AIM:
Below is a listing; write it out exactly and drop any images from it.
_ _ _
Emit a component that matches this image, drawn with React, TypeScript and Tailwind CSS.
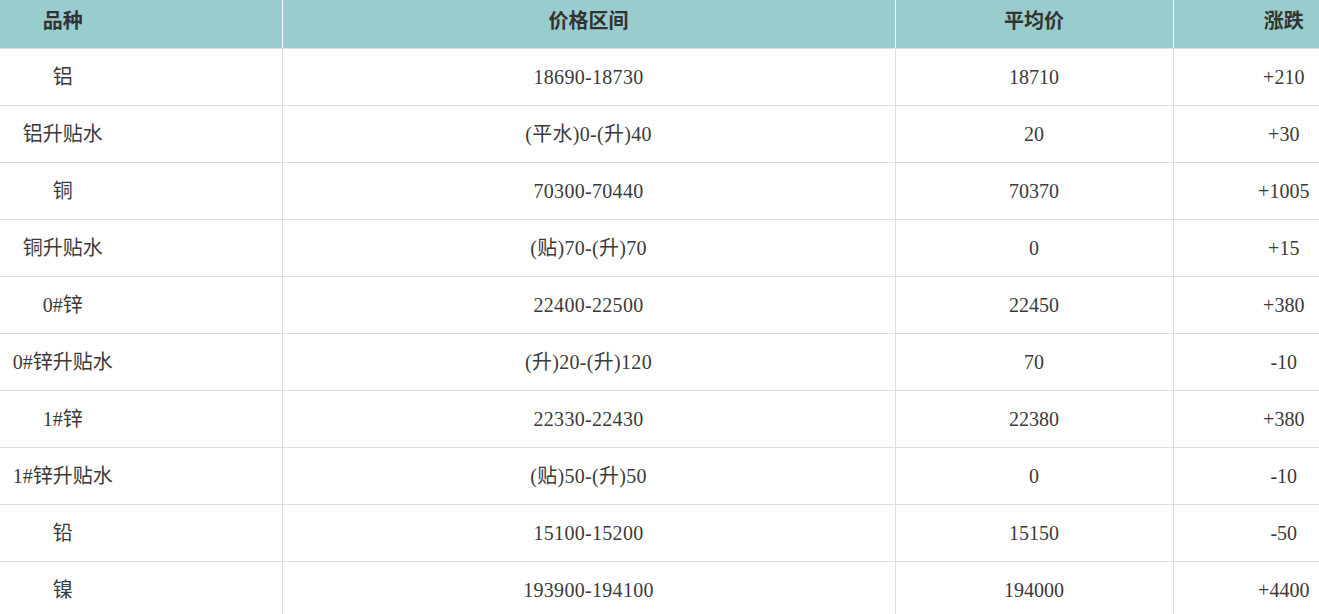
const rows = [
  { name: "铝", range: "18690-18730", avg: "18710", change: "+210" },
  { name: "铝升贴水", range: "(平水)0-(升)40", avg: "20", change: "+30" },
  { name: "铜", range: "70300-70440", avg: "70370", change: "+1005" },
  { name: "铜升贴水", range: "(贴)70-(升)70", avg: "0", change: "+15" },
  { name: "0#锌", range: "22400-22500", avg: "22450", change: "+380" },
  { name: "0#锌升贴水", range: "(升)20-(升)120", avg: "70", change: "-10" },
  { name: "1#锌", range: "22330-22430", avg: "22380", change: "+380" },
  { name: "1#锌升贴水", range: "(贴)50-(升)50", avg: "0", change: "-10" },
  { name: "铅", range: "15100-15200", avg: "15150", change: "-50" },
  { name: "镍", range: "193900-194100", avg: "194000", change: "+4400" },
];

export default function App() {
  return (
    <div
      className="w-[1319px] h-[614px] overflow-hidden bg-white text-[#3a3a3a] text-[20px]"
      style={{ fontFamily: '"Liberation Serif", "Noto Sans CJK SC", serif' }}
    >
      <table className="-ml-[156px] w-[1550px] table-fixed border-collapse">
        <colgroup>
          <col className="w-[438px]" />
          <col className="w-[613px]" />
          <col className="w-[278px]" />
          <col className="w-[221px]" />
        </colgroup>
        <thead>
          <tr className="h-[48px] bg-[#99cccc] text-[#333]">
            <th className="border-b border-b-[#dddddd] border-r border-r-white font-bold text-center pb-[6px]">品种</th>
            <th className="border-b border-b-[#dddddd] border-r border-r-white font-bold text-center pb-[6px]">价格区间</th>
            <th className="border-b border-b-[#dddddd] border-r border-r-white font-bold text-center pb-[6px]">平均价</th>
            <th className="border-b border-b-[#dddddd] font-bold text-center pb-[6px]">涨跌</th>
          </tr>
        </thead>
        <tbody>
          {rows.map((r, i) => (
            <tr key={i} className="h-[57px]">
              <td className="border-b border-r border-[#dddddd] text-center">{r.name}</td>
              <td className="border-b border-r border-[#dddddd] text-center tracking-[0.3px]">{r.range}</td>
              <td className="border-b border-r border-[#dddddd] text-center">{r.avg}</td>
              <td className="border-b border-[#dddddd] text-center">{r.change}</td>
            </tr>
          ))}
        </tbody>
      </table>
    </div>
  );
}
_ _ _
WORKED SOLUTION:
Emit a component that matches this image, drawn with React, TypeScript and Tailwind CSS.
const rows = [
  { name: "铝", range: "18690-18730", avg: "18710", change: "+210" },
  { name: "铝升贴水", range: "(平水)0-(升)40", avg: "20", change: "+30" },
  { name: "铜", range: "70300-70440", avg: "70370", change: "+1005" },
  { name: "铜升贴水", range: "(贴)70-(升)70", avg: "0", change: "+15" },
  { name: "0#锌", range: "22400-22500", avg: "22450", change: "+380" },
  { name: "0#锌升贴水", range: "(升)20-(升)120", avg: "70", change: "-10" },
  { name: "1#锌", range: "22330-22430", avg: "22380", change: "+380" },
  { name: "1#锌升贴水", range: "(贴)50-(升)50", avg: "0", change: "-10" },
  { name: "铅", range: "15100-15200", avg: "15150", change: "-50" },
  { name: "镍", range: "193900-194100", avg: "194000", change: "+4400" },
];

export default function App() {
  return (
    <div
      className="w-[1319px] h-[614px] overflow-hidden bg-white text-[#3a3a3a] text-[20px]"
      style={{ fontFamily: '"Liberation Serif", "Noto Sans CJK SC", serif' }}
    >
      <table className="-ml-[156px] w-[1550px] table-fixed border-collapse">
        <colgroup>
          <col className="w-[438px]" />
          <col className="w-[613px]" />
          <col className="w-[278px]" />
          <col className="w-[221px]" />
        </colgroup>
        <thead>
          <tr className="h-[48px] bg-[#99cccc] text-[#333]">
            <th className="border-b border-b-[#dddddd] border-r border-r-white font-bold text-center pb-[6px]">品种</th>
            <th className="border-b border-b-[#dddddd] border-r border-r-white font-bold text-center pb-[6px]">价格区间</th>
            <th className="border-b border-b-[#dddddd] border-r border-r-white font-bold text-center pb-[6px]">平均价</th>
            <th className="border-b border-b-[#dddddd] font-bold text-center pb-[6px]">涨跌</th>
          </tr>
        </thead>
        <tbody>
          {rows.map((r, i) => (
            <tr key={i} className="h-[57px]">
              <td className="border-b border-r border-[#dddddd] text-center">{r.name}</td>
              <td className="border-b border-r border-[#dddddd] text-center tracking-[0.3px]">{r.range}</td>
              <td className="border-b border-r border-[#dddddd] text-center">{r.avg}</td>
              <td className="border-b border-[#dddddd] text-center">{r.change}</td>
            </tr>
          ))}
        </tbody>
      </table>
    </div>
  );
}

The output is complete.